Return the data exactly, with all pictures removed.

────────────────────────────────────────

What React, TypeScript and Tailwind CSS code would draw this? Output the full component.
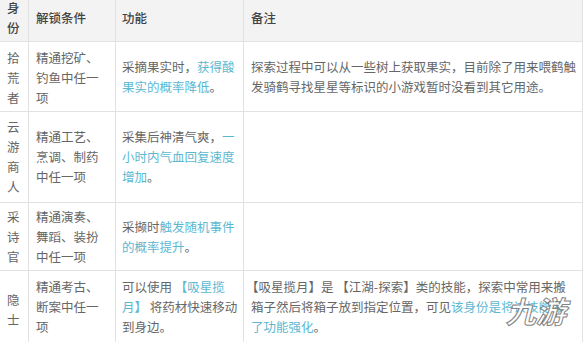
import React from "react";

const H = ({ children }: { children: React.ReactNode }) => (
  <span className="text-[#5cb8d1]">{children}</span>
);

const cell = "border-r border-b border-[#e2e2e2] flex items-center";
const head = "bg-[#f3f3f3] pb-[6px] font-medium text-[#444]";

export default function App() {
  return (
    <div
      className="relative w-[584px] h-[342px] overflow-hidden bg-white text-[12.5px] leading-[20px] text-[#666]"
      style={{ fontFamily: '"Noto Sans CJK SC", "Noto Sans", sans-serif' }}
    >
      <div className="grid grid-cols-[29px_87px_128px_339px] grid-rows-[42px_70px_91px_68px_72px] whitespace-nowrap">
        {/* header */}
        <div className={`${cell} ${head} pl-[7px] whitespace-normal`}>
          <div className="w-[13px] pt-[1px]">身份</div>
        </div>
        <div className={`${cell} ${head} pl-[7px]`}>解锁条件</div>
        <div className={`${cell} ${head} pl-[6px]`}>功能</div>
        <div className={`${cell} ${head} pl-[7px]`}>备注</div>

        {/* row 1 */}
        <div className={`${cell} pl-[7px] pt-[3px]`}>
          <div>拾<br />荒<br />者</div>
        </div>
        <div className={`${cell} pl-[7px] pt-[3px]`}>
          <div>精通挖矿、<br />钓鱼中任一<br />项</div>
        </div>
        <div className={`${cell} pl-[6px]`}>
          <div>
            采摘果实时，<H>获得酸</H>
            <br />
            <H>果实的概率降低</H>。
          </div>
        </div>
        <div className={`${cell} pl-[7px]`}>
          <div>
            探索过程中可以从一些树上获取果实，目前除了用来喂鹤触
            <br />
            发骑鹤寻找星星等标识的小游戏暂时没看到其它用途。
          </div>
        </div>

        {/* row 2 */}
        <div className={`${cell} pl-[7px]`}>
          <div>云<br />游<br />商<br />人</div>
        </div>
        <div className={`${cell} pl-[7px]`}>
          <div>精通工艺、<br />烹调、制药<br />中任一项</div>
        </div>
        <div className={`${cell} pl-[6px]`}>
          <div>
            采集后神清气爽，<H>一</H>
            <br />
            <H>小时内气血回复速度</H>
            <br />
            <H>增加</H>。
          </div>
        </div>
        <div className={`${cell}`} />

        {/* row 3 */}
        <div className={`${cell} pl-[7px]`}>
          <div>采<br />诗<br />官</div>
        </div>
        <div className={`${cell} pl-[7px]`}>
          <div>精通演奏、<br />舞蹈、装扮<br />中任一项</div>
        </div>
        <div className={`${cell} pl-[6px]`}>
          <div>
            采撷时<H>触发随机事件</H>
            <br />
            <H>的概率提升</H>。
          </div>
        </div>
        <div className={`${cell}`} />

        {/* row 4 */}
        <div className={`${cell} pl-[7px] pt-[6px]`}>
          <div>隐<br />士</div>
        </div>
        <div className={`${cell} pl-[7px]`}>
          <div>精通考古、<br />断案中任一<br />项</div>
        </div>
        <div className={`${cell} pl-[6px]`}>
          <div>
            可以使用 <H>【吸星揽</H>
            <br />
            <H>月】</H> 将药材快速移动
            <br />
            到身边。
          </div>
        </div>
        <div className={`${cell} pl-[2px]`}>
          <div>
            【吸星揽月】是 【江湖-探索】类的技能，探索中常用来搬
            <br />
            <span className="pl-[5px]">箱子然后将箱子放到指定位置，可见<H>该身份是将该技能做</H></span>
            <br />
            <span className="pl-[5px]"><H>了功能强化</H>。</span>
          </div>
        </div>
      </div>

      <span
        aria-hidden="true"
        className="pointer-events-none absolute left-[506px] top-[290px] text-[30px] leading-[40px] font-bold text-white italic opacity-90 [-webkit-text-stroke:1px_#777]"
        style={{ fontFamily: '"Noto Sans CJK SC", sans-serif' }}
      >
        九游
      </span>
    </div>
  );
}
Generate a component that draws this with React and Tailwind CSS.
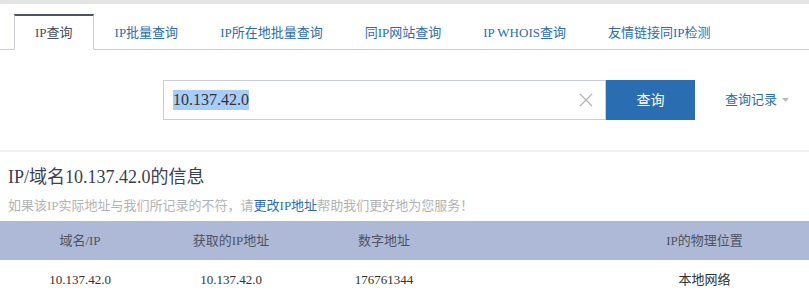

────────────────────────────────────────

== RESULT OF THE EXERCISE ==
What React, TypeScript and Tailwind CSS code would draw this? Output the full component.
import React from "react";

const H = ({ children }: { children: React.ReactNode }) => (
  <span className="text-[#5cb8d1]">{children}</span>
);

const cell = "border-r border-b border-[#e2e2e2] flex items-center";
const head = "bg-[#f3f3f3] pb-[6px] font-medium text-[#444]";

export default function App() {
  return (
    <div
      className="relative w-[584px] h-[342px] overflow-hidden bg-white text-[12.5px] leading-[20px] text-[#666]"
      style={{ fontFamily: '"Noto Sans CJK SC", "Noto Sans", sans-serif' }}
    >
      <div className="grid grid-cols-[29px_87px_128px_339px] grid-rows-[42px_70px_91px_68px_72px] whitespace-nowrap">
        {/* header */}
        <div className={`${cell} ${head} pl-[7px] whitespace-normal`}>
          <div className="w-[13px] pt-[1px]">身份</div>
        </div>
        <div className={`${cell} ${head} pl-[7px]`}>解锁条件</div>
        <div className={`${cell} ${head} pl-[6px]`}>功能</div>
        <div className={`${cell} ${head} pl-[7px]`}>备注</div>

        {/* row 1 */}
        <div className={`${cell} pl-[7px] pt-[3px]`}>
          <div>拾<br />荒<br />者</div>
        </div>
        <div className={`${cell} pl-[7px] pt-[3px]`}>
          <div>精通挖矿、<br />钓鱼中任一<br />项</div>
        </div>
        <div className={`${cell} pl-[6px]`}>
          <div>
            采摘果实时，<H>获得酸</H>
            <br />
            <H>果实的概率降低</H>。
          </div>
        </div>
        <div className={`${cell} pl-[7px]`}>
          <div>
            探索过程中可以从一些树上获取果实，目前除了用来喂鹤触
            <br />
            发骑鹤寻找星星等标识的小游戏暂时没看到其它用途。
          </div>
        </div>

        {/* row 2 */}
        <div className={`${cell} pl-[7px]`}>
          <div>云<br />游<br />商<br />人</div>
        </div>
        <div className={`${cell} pl-[7px]`}>
          <div>精通工艺、<br />烹调、制药<br />中任一项</div>
        </div>
        <div className={`${cell} pl-[6px]`}>
          <div>
            采集后神清气爽，<H>一</H>
            <br />
            <H>小时内气血回复速度</H>
            <br />
            <H>增加</H>。
          </div>
        </div>
        <div className={`${cell}`} />

        {/* row 3 */}
        <div className={`${cell} pl-[7px]`}>
          <div>采<br />诗<br />官</div>
        </div>
        <div className={`${cell} pl-[7px]`}>
          <div>精通演奏、<br />舞蹈、装扮<br />中任一项</div>
        </div>
        <div className={`${cell} pl-[6px]`}>
          <div>
            采撷时<H>触发随机事件</H>
            <br />
            <H>的概率提升</H>。
          </div>
        </div>
        <div className={`${cell}`} />

        {/* row 4 */}
        <div className={`${cell} pl-[7px] pt-[6px]`}>
          <div>隐<br />士</div>
        </div>
        <div className={`${cell} pl-[7px]`}>
          <div>精通考古、<br />断案中任一<br />项</div>
        </div>
        <div className={`${cell} pl-[6px]`}>
          <div>
            可以使用 <H>【吸星揽</H>
            <br />
            <H>月】</H> 将药材快速移动
            <br />
            到身边。
          </div>
        </div>
        <div className={`${cell} pl-[2px]`}>
          <div>
            【吸星揽月】是 【江湖-探索】类的技能，探索中常用来搬
            <br />
            <span className="pl-[5px]">箱子然后将箱子放到指定位置，可见<H>该身份是将该技能做</H></span>
            <br />
            <span className="pl-[5px]"><H>了功能强化</H>。</span>
          </div>
        </div>
      </div>

      <span
        aria-hidden="true"
        className="pointer-events-none absolute left-[506px] top-[290px] text-[30px] leading-[40px] font-bold text-white italic opacity-90 [-webkit-text-stroke:1px_#777]"
        style={{ fontFamily: '"Noto Sans CJK SC", sans-serif' }}
      >
        九游
      </span>
    </div>
  );
}
Generate a component that draws this with React and Tailwind CSS.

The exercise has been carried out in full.